SHORT PROBLEM> Make an exact copy of the data below, leaving out every picture.

STORED DATA>
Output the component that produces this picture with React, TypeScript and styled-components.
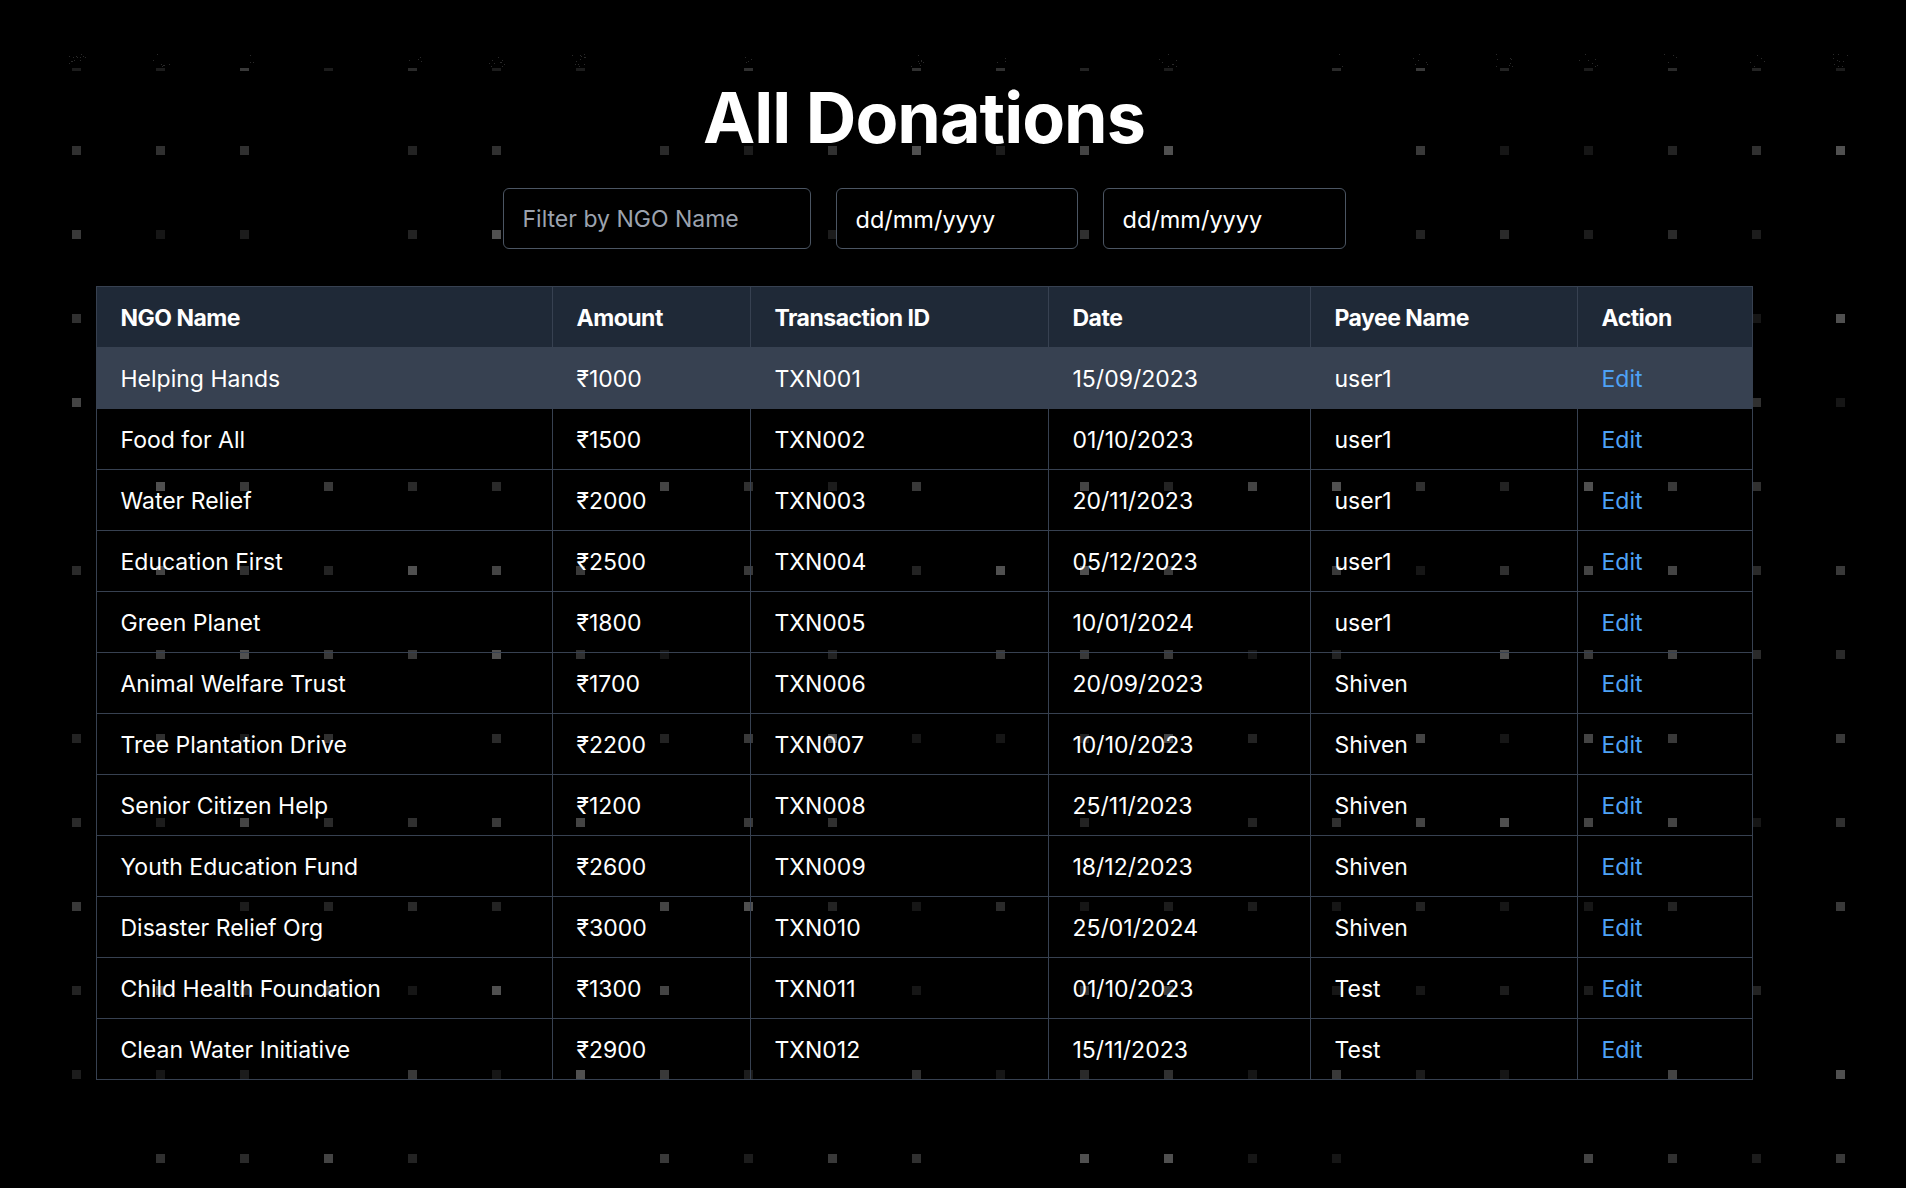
import React from 'react';
import styled, { createGlobalStyle } from 'styled-components';

const GlobalStyle = createGlobalStyle`
  html, body {
    margin: 0;
    padding: 0;
    background: #000;
  }
  body {
    font-family: Inter, "Noto Sans", "Liberation Sans", sans-serif;
    color: #fff;
  }
  * { box-sizing: border-box; }
`;

const Page = styled.div`
  position: relative;
  min-height: 1188px;
  background: #000;
  overflow: hidden;
`;

const Backdrop = styled.svg`
  position: absolute;
  left: 0;
  top: 0;
  z-index: 0;
  pointer-events: none;
`;

const Content = styled.main`
  position: relative;
  z-index: 1;
  width: 1848px;
  padding: 83px 96px 100px;
  display: flex;
  flex-direction: column;
  align-items: center;
`;

const Title = styled.h1`
  margin: 0;
  font-size: 70px;
  line-height: 70px;
  font-weight: 700;
  letter-spacing: -1px;
  color: #fff;
`;

const Filters = styled.div`
  display: flex;
  gap: 25px;
  margin-top: 35px;
`;

const Field = styled.input<{ $w: number; $bright?: boolean }>`
  width: ${(p) => p.$w}px;
  height: 61px;
  padding: 1px 19px 0;
  border: 1px solid #4b5563;
  border-radius: 6px;
  background: #000;
  color: #fff;
  font-family: Inter, "Noto Sans", sans-serif;
  font-size: ${(p) => (p.$bright ? 23.5 : 23)}px;
  outline: none;
  &::placeholder {
    color: ${(p) => (p.$bright ? '#ffffff' : '#9ca3af')};
    opacity: 1;
  }
`;

const Table = styled.table`
  margin-top: 37px;
  width: 1656px;
  border-collapse: collapse;
  table-layout: fixed;
  border: 1px solid #374151;
`;

const HeadRow = styled.tr`
  background: #1f2937;
`;

const Th = styled.th`
  height: 61px;
  padding: 1px 24px 0;
  text-align: left;
  font-size: 23px;
  font-weight: 700;
  letter-spacing: -0.5px;
  color: #fff;
  border: 1px solid #374151;
`;

const Row = styled.tr<{ $active?: boolean }>`
  background: ${(p) => (p.$active ? '#374151' : 'transparent')};
`;

const Td = styled.td`
  height: 61px;
  padding: 2px 24px 0;
  font-size: 23px;
  font-weight: 400;
  color: #fff;
  border: 1px solid #374151;
  white-space: nowrap;
`;

const EditLink = styled.a`
  color: #4ea2f6;
  text-decoration: none;
  cursor: pointer;
`;

const cols = [456, 198, 298, 262, 267, 175];

const rows: [string, string, string, string, string][] = [
  ['Helping Hands', '₹1000', 'TXN001', '15/09/2023', 'user1'],
  ['Food for All', '₹1500', 'TXN002', '01/10/2023', 'user1'],
  ['Water Relief', '₹2000', 'TXN003', '20/11/2023', 'user1'],
  ['Education First', '₹2500', 'TXN004', '05/12/2023', 'user1'],
  ['Green Planet', '₹1800', 'TXN005', '10/01/2024', 'user1'],
  ['Animal Welfare Trust', '₹1700', 'TXN006', '20/09/2023', 'Shiven'],
  ['Tree Plantation Drive', '₹2200', 'TXN007', '10/10/2023', 'Shiven'],
  ['Senior Citizen Help', '₹1200', 'TXN008', '25/11/2023', 'Shiven'],
  ['Youth Education Fund', '₹2600', 'TXN009', '18/12/2023', 'Shiven'],
  ['Disaster Relief Org', '₹3000', 'TXN010', '25/01/2024', 'Shiven'],
  ['Child Health Foundation', '₹1300', 'TXN011', '01/10/2023', 'Test'],
  ['Clean Water Initiative', '₹2900', 'TXN012', '15/11/2023', 'Test'],
];

function mulberry32(a: number) {
  return function () {
    a |= 0;
    a = (a + 0x6d2b79f5) | 0;
    let t = Math.imul(a ^ (a >>> 15), 1 | a);
    t = (t + Math.imul(t ^ (t >>> 7), 61 | t)) ^ t;
    return ((t ^ (t >>> 14)) >>> 0) / 4294967296;
  };
}

const shades = ['#161616', '#1c1c1c', '#232323', '#2a2a2a', '#303030', '#393939', '#444444', '#505050'];

function SquareGrid() {
  const rand = mulberry32(7);
  const items: React.ReactNode[] = [];
  for (let c = 0; c < 22; c++) {
    const x = 72 + 84 * c;
    // faded top row
    if (rand() < 0.85) {
      const shade = shades[Math.floor(rand() * 5) + 1];
      items.push(<rect key={`t${c}`} x={x} y={68} width={9} height={3} fill={shade} />);
      const n = Math.floor(rand() * 14);
      for (let d = 0; d < n; d++) {
        const dx = x - 5 + Math.floor(rand() * 19);
        const dy = 54 + Math.floor(rand() * 13);
        items.push(<rect key={`d${c}-${d}`} x={dx} y={dy} width={1} height={1} fill="#2a2a2a" />);
      }
    }
    for (let r = 0; r < 13; r++) {
      const y = 146 + 84 * r;
      const v = rand();
      const s = rand();
      if (v < 0.2) continue;
      items.push(
        <rect key={`${c}-${r}`} x={x} y={y} width={9} height={9} fill={shades[Math.floor(s * shades.length)]} />
      );
    }
  }
  return (
    <Backdrop width={1906} height={1188} viewBox="0 0 1906 1188">
      {items}
    </Backdrop>
  );
}

export default function App() {
  return (
    <>
      <GlobalStyle />
      <Page>
        <SquareGrid />
        <Content>
          <Title>All Donations</Title>
          <Filters>
            <Field $w={308} type="text" placeholder="Filter by NGO Name" />
            <Field $w={242} $bright type="text" placeholder="dd/mm/yyyy" />
            <Field $w={243} $bright type="text" placeholder="dd/mm/yyyy" />
          </Filters>
          <Table>
            <colgroup>
              {cols.map((w, i) => (
                <col key={i} style={{ width: w }} />
              ))}
            </colgroup>
            <thead>
              <HeadRow>
                <Th>NGO Name</Th>
                <Th>Amount</Th>
                <Th>Transaction ID</Th>
                <Th>Date</Th>
                <Th>Payee Name</Th>
                <Th>Action</Th>
              </HeadRow>
            </thead>
            <tbody>
              {rows.map((r, i) => (
                <Row key={r[2]} $active={i === 0}>
                  {r.map((cell, j) => (
                    <Td key={j}>{cell}</Td>
                  ))}
                  <Td>
                    <EditLink>Edit</EditLink>
                  </Td>
                </Row>
              ))}
            </tbody>
          </Table>
        </Content>
      </Page>
    </>
  );
}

PROBLEM SOLUTION>
Output the component that produces this picture with React, TypeScript and styled-components.
import React from 'react';
import styled, { createGlobalStyle } from 'styled-components';

const GlobalStyle = createGlobalStyle`
  html, body {
    margin: 0;
    padding: 0;
    background: #000;
  }
  body {
    font-family: Inter, "Noto Sans", "Liberation Sans", sans-serif;
    color: #fff;
  }
  * { box-sizing: border-box; }
`;

const Page = styled.div`
  position: relative;
  min-height: 1188px;
  background: #000;
  overflow: hidden;
`;

const Backdrop = styled.svg`
  position: absolute;
  left: 0;
  top: 0;
  z-index: 0;
  pointer-events: none;
`;

const Content = styled.main`
  position: relative;
  z-index: 1;
  width: 1848px;
  padding: 83px 96px 100px;
  display: flex;
  flex-direction: column;
  align-items: center;
`;

const Title = styled.h1`
  margin: 0;
  font-size: 70px;
  line-height: 70px;
  font-weight: 700;
  letter-spacing: -1px;
  color: #fff;
`;

const Filters = styled.div`
  display: flex;
  gap: 25px;
  margin-top: 35px;
`;

const Field = styled.input<{ $w: number; $bright?: boolean }>`
  width: ${(p) => p.$w}px;
  height: 61px;
  padding: 1px 19px 0;
  border: 1px solid #4b5563;
  border-radius: 6px;
  background: #000;
  color: #fff;
  font-family: Inter, "Noto Sans", sans-serif;
  font-size: ${(p) => (p.$bright ? 23.5 : 23)}px;
  outline: none;
  &::placeholder {
    color: ${(p) => (p.$bright ? '#ffffff' : '#9ca3af')};
    opacity: 1;
  }
`;

const Table = styled.table`
  margin-top: 37px;
  width: 1656px;
  border-collapse: collapse;
  table-layout: fixed;
  border: 1px solid #374151;
`;

const HeadRow = styled.tr`
  background: #1f2937;
`;

const Th = styled.th`
  height: 61px;
  padding: 1px 24px 0;
  text-align: left;
  font-size: 23px;
  font-weight: 700;
  letter-spacing: -0.5px;
  color: #fff;
  border: 1px solid #374151;
`;

const Row = styled.tr<{ $active?: boolean }>`
  background: ${(p) => (p.$active ? '#374151' : 'transparent')};
`;

const Td = styled.td`
  height: 61px;
  padding: 2px 24px 0;
  font-size: 23px;
  font-weight: 400;
  color: #fff;
  border: 1px solid #374151;
  white-space: nowrap;
`;

const EditLink = styled.a`
  color: #4ea2f6;
  text-decoration: none;
  cursor: pointer;
`;

const cols = [456, 198, 298, 262, 267, 175];

const rows: [string, string, string, string, string][] = [
  ['Helping Hands', '₹1000', 'TXN001', '15/09/2023', 'user1'],
  ['Food for All', '₹1500', 'TXN002', '01/10/2023', 'user1'],
  ['Water Relief', '₹2000', 'TXN003', '20/11/2023', 'user1'],
  ['Education First', '₹2500', 'TXN004', '05/12/2023', 'user1'],
  ['Green Planet', '₹1800', 'TXN005', '10/01/2024', 'user1'],
  ['Animal Welfare Trust', '₹1700', 'TXN006', '20/09/2023', 'Shiven'],
  ['Tree Plantation Drive', '₹2200', 'TXN007', '10/10/2023', 'Shiven'],
  ['Senior Citizen Help', '₹1200', 'TXN008', '25/11/2023', 'Shiven'],
  ['Youth Education Fund', '₹2600', 'TXN009', '18/12/2023', 'Shiven'],
  ['Disaster Relief Org', '₹3000', 'TXN010', '25/01/2024', 'Shiven'],
  ['Child Health Foundation', '₹1300', 'TXN011', '01/10/2023', 'Test'],
  ['Clean Water Initiative', '₹2900', 'TXN012', '15/11/2023', 'Test'],
];

function mulberry32(a: number) {
  return function () {
    a |= 0;
    a = (a + 0x6d2b79f5) | 0;
    let t = Math.imul(a ^ (a >>> 15), 1 | a);
    t = (t + Math.imul(t ^ (t >>> 7), 61 | t)) ^ t;
    return ((t ^ (t >>> 14)) >>> 0) / 4294967296;
  };
}

const shades = ['#161616', '#1c1c1c', '#232323', '#2a2a2a', '#303030', '#393939', '#444444', '#505050'];

function SquareGrid() {
  const rand = mulberry32(7);
  const items: React.ReactNode[] = [];
  for (let c = 0; c < 22; c++) {
    const x = 72 + 84 * c;
    // faded top row
    if (rand() < 0.85) {
      const shade = shades[Math.floor(rand() * 5) + 1];
      items.push(<rect key={`t${c}`} x={x} y={68} width={9} height={3} fill={shade} />);
      const n = Math.floor(rand() * 14);
      for (let d = 0; d < n; d++) {
        const dx = x - 5 + Math.floor(rand() * 19);
        const dy = 54 + Math.floor(rand() * 13);
        items.push(<rect key={`d${c}-${d}`} x={dx} y={dy} width={1} height={1} fill="#2a2a2a" />);
      }
    }
    for (let r = 0; r < 13; r++) {
      const y = 146 + 84 * r;
      const v = rand();
      const s = rand();
      if (v < 0.2) continue;
      items.push(
        <rect key={`${c}-${r}`} x={x} y={y} width={9} height={9} fill={shades[Math.floor(s * shades.length)]} />
      );
    }
  }
  return (
    <Backdrop width={1906} height={1188} viewBox="0 0 1906 1188">
      {items}
    </Backdrop>
  );
}

export default function App() {
  return (
    <>
      <GlobalStyle />
      <Page>
        <SquareGrid />
        <Content>
          <Title>All Donations</Title>
          <Filters>
            <Field $w={308} type="text" placeholder="Filter by NGO Name" />
            <Field $w={242} $bright type="text" placeholder="dd/mm/yyyy" />
            <Field $w={243} $bright type="text" placeholder="dd/mm/yyyy" />
          </Filters>
          <Table>
            <colgroup>
              {cols.map((w, i) => (
                <col key={i} style={{ width: w }} />
              ))}
            </colgroup>
            <thead>
              <HeadRow>
                <Th>NGO Name</Th>
                <Th>Amount</Th>
                <Th>Transaction ID</Th>
                <Th>Date</Th>
                <Th>Payee Name</Th>
                <Th>Action</Th>
              </HeadRow>
            </thead>
            <tbody>
              {rows.map((r, i) => (
                <Row key={r[2]} $active={i === 0}>
                  {r.map((cell, j) => (
                    <Td key={j}>{cell}</Td>
                  ))}
                  <Td>
                    <EditLink>Edit</EditLink>
                  </Td>
                </Row>
              ))}
            </tbody>
          </Table>
        </Content>
      </Page>
    </>
  );
}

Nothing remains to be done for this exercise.